Marianne picked me up bright and early the next morning with a vanload of noisy kids. I wasn’t sure whether I was more nervous about the prospect of skiing or being cooped up in a car with a bunch of people under the age of 30. .
“Are you ready?” Marianne yelled over the din. “It’s going to be a GREAT day!”
Yes, as long as it ends with a cocktail on the deck of the lodge and not in the local emergency room. .
When we arrived, we headed straight to the rental shop where we were required to fill out a form to be fitted with equipment. We needed to provide information about our height, weight, age and skiing ability.
Marianne took her form up to the counter first as I waited next to her.
“Umm . ma’am . we need to know your age,” the nice rental guy said to Marianne as he looked over her form and noticed she had left that line blank.
Marianne glared at him and then told him she was 24.
“She is NOT,” I piped up. “She’s 41!”
Marianne glared at me and then told me to shut up.
The guy asked me what level of a skier I was. “Your guess is as good as mine” was not the answer he was looking for. So we settled on “intermediate.”
But I successfully made it onto the chairlift and then made it off at the top of the hill. Now it was time to test my ski legs. .
As it turned out, remembering how to ski proved not to be the problem at all. Trying to avoid the obstacle course of snowboarders sitting all over the mountain WAS. .
“Do they ever SKI or do they just sit there all day?” I asked Marianne on our seventh consecutive run, my out-of-shape leg muscles starting to hurt and longingly wishing I could sit down myself.
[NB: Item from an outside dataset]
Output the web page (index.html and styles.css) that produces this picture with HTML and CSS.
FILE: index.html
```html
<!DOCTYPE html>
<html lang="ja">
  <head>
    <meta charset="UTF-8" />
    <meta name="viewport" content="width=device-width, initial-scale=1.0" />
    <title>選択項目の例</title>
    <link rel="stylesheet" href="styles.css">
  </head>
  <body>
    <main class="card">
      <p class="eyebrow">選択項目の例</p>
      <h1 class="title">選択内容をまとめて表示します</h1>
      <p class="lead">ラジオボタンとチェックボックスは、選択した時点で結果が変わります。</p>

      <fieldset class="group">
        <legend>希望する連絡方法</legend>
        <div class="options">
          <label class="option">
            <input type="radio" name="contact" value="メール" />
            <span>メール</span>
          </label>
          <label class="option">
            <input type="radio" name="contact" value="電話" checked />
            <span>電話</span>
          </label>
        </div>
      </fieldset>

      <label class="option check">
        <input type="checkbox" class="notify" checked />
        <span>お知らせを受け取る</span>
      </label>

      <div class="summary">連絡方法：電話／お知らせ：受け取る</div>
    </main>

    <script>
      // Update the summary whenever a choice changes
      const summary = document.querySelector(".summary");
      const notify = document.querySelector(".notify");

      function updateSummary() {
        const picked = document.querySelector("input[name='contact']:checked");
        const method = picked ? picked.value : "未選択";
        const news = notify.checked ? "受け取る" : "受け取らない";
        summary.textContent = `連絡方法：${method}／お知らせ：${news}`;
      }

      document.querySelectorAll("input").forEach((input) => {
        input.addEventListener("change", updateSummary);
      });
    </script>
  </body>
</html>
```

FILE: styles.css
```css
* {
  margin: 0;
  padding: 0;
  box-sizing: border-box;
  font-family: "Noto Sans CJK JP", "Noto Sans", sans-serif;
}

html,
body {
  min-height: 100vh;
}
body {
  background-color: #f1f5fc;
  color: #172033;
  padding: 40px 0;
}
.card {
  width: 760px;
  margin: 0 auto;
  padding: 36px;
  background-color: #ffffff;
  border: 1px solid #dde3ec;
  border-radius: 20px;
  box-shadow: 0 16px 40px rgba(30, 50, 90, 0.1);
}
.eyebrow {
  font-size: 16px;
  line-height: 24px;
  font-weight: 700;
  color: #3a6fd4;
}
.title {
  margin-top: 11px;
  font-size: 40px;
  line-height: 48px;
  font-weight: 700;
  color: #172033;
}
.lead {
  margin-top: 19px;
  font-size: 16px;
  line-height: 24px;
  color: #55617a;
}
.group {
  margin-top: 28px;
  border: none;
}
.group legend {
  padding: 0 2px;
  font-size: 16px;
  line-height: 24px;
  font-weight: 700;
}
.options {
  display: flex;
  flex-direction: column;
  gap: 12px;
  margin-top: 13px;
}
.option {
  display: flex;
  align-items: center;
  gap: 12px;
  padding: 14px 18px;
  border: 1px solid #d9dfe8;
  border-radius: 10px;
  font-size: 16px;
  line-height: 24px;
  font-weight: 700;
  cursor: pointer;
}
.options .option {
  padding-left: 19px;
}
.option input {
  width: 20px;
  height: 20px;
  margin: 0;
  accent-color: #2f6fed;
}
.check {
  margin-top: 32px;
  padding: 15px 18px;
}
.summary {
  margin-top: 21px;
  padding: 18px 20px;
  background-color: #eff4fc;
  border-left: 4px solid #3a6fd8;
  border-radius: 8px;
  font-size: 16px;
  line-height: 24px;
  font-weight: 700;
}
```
Marianne ignored my whining and sped off down the mountain. I tried to follow, but ended up taking a huge face plant moments later. .
By the end of the day, tired and sore from trying to keep up with Marianne – who was hell-bent on trying to prove she was still 24 – I begged to go home.
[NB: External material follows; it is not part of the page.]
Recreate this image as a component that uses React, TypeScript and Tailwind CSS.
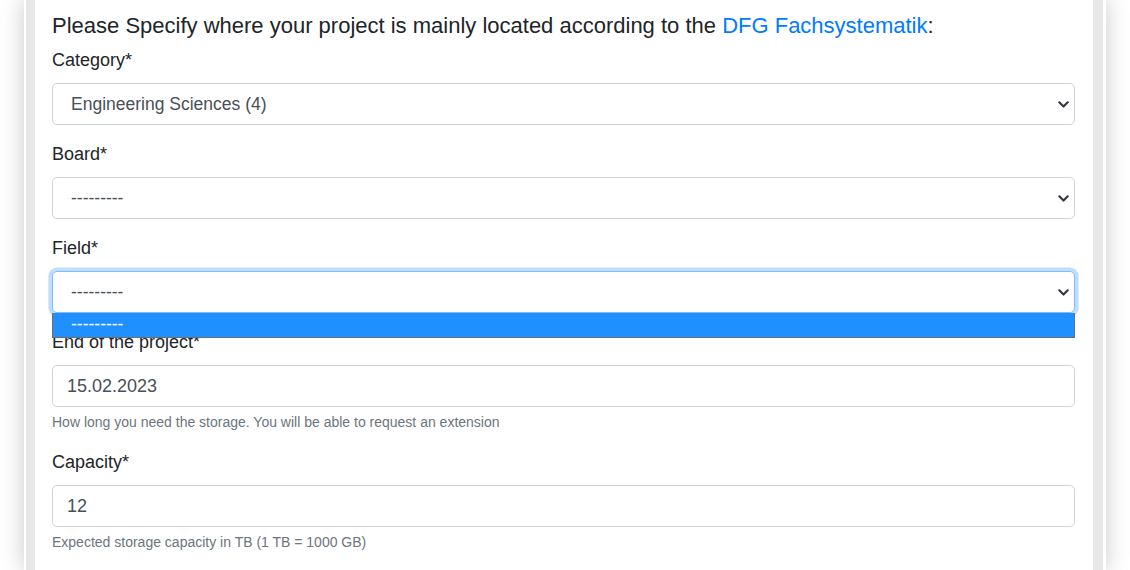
import React from "react";

const Chevron = () => (
  <svg width="11" height="7" viewBox="0 0 11 7" className="shrink-0">
    <polyline points="1.3,1.3 5.5,5.5 9.7,1.3" fill="none" stroke="#343a40" strokeWidth="2.2" strokeLinecap="round" strokeLinejoin="round" />
  </svg>
);

function SelectBox({ value, focused }: { value: string; focused?: boolean }) {
  return (
    <div
      className={
        "h-[42px] w-full rounded-[5px] border bg-white flex items-center pl-[18px] pr-[5px] text-[17.5px] text-[#495057] " +
        (focused
          ? "border-[#80bdff] shadow-[0_0_0_3.6px_rgba(0,123,255,0.25)]"
          : "border-[#ced4da]")
      }
    >
      <span className="flex-1 leading-none pt-[2px]">{value}</span>
      <Chevron />
    </div>
  );
}

function InputBox({ value }: { value: string }) {
  return (
    <div className="h-[42px] w-full rounded-[5px] border border-[#ced4da] bg-white flex items-center pl-[14px] text-[18px] text-[#495057]">
      {value}
    </div>
  );
}

function Label({ children }: { children: React.ReactNode }) {
  return <div className="text-[18px] leading-[27px] text-[#212529] mb-[9px]">{children}</div>;
}

function Help({ children }: { children: React.ReactNode }) {
  return <div className="mt-[5px] text-[14px] leading-[21px] text-[#6c757d]">{children}</div>;
}

export default function App() {
  return (
    <div
      className="h-[570px] w-[1130px] overflow-hidden bg-white"
      style={{ fontFamily: '"Liberation Sans", Arial, sans-serif' }}
    >
      <div className="mx-[24px] h-[570px] border-l-2 border-r-[3px] border-white bg-[#e8e8e8] pl-[9px] pr-[10px] shadow-[0_0_22px_rgba(0,0,0,0.22)]">
        <div className="h-full bg-white pl-[17px] pr-[18px] pt-[13px]">
          <div className="text-[22px] leading-[26px] text-[#212529] mb-[8px] whitespace-nowrap">
            Please Specify where your project is mainly located according to the{" "}
            <span className="text-[#007bff]">DFG Fachsystematik</span>:
          </div>

          <div className="mb-[16px]">
            <Label>Category*</Label>
            <SelectBox value="Engineering Sciences (4)" />
          </div>

          <div className="mb-[16px]">
            <Label>Board*</Label>
            <SelectBox value="---------" />
          </div>

          <div className="mb-[16px] relative z-10">
            <Label>Field*</Label>
            <div className="relative">
              <SelectBox value="---------" focused />
              <div className="absolute left-0 right-0 top-[42px] h-[25px] bg-[#1e90ff] border-x border-b border-[#6e6e6e] flex items-center pl-[18px] text-[17.5px] leading-none text-white">
                ---------
              </div>
            </div>
          </div>

          <div className="mb-[16px]">
            <Label>End of the project*</Label>
            <InputBox value="15.02.2023" />
            <Help>How long you need the storage. You will be able to request an extension</Help>
          </div>

          <div className="mb-[16px]">
            <Label>Capacity*</Label>
            <InputBox value="12" />
            <Help>Expected storage capacity in TB (1 TB = 1000 GB)</Help>
          </div>
        </div>
      </div>
    </div>
  );
}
As I limped into the house, husband-head eyeballed me, looking for any visible signs of injury.
“So, Grace, how’d it go?” he said with a smirk. “I don’t see any major injuries. You get your ski legs back?”
“Oh, it was just like riding a bike,” I assured him as I drew a hot bath for my aching body. “But I think I’m going to take up snowboarding. .”
New Castle resident Heidi Rice’s column appears every Friday in the Post Independent. Visit her Web site at http://www.heidirice.com.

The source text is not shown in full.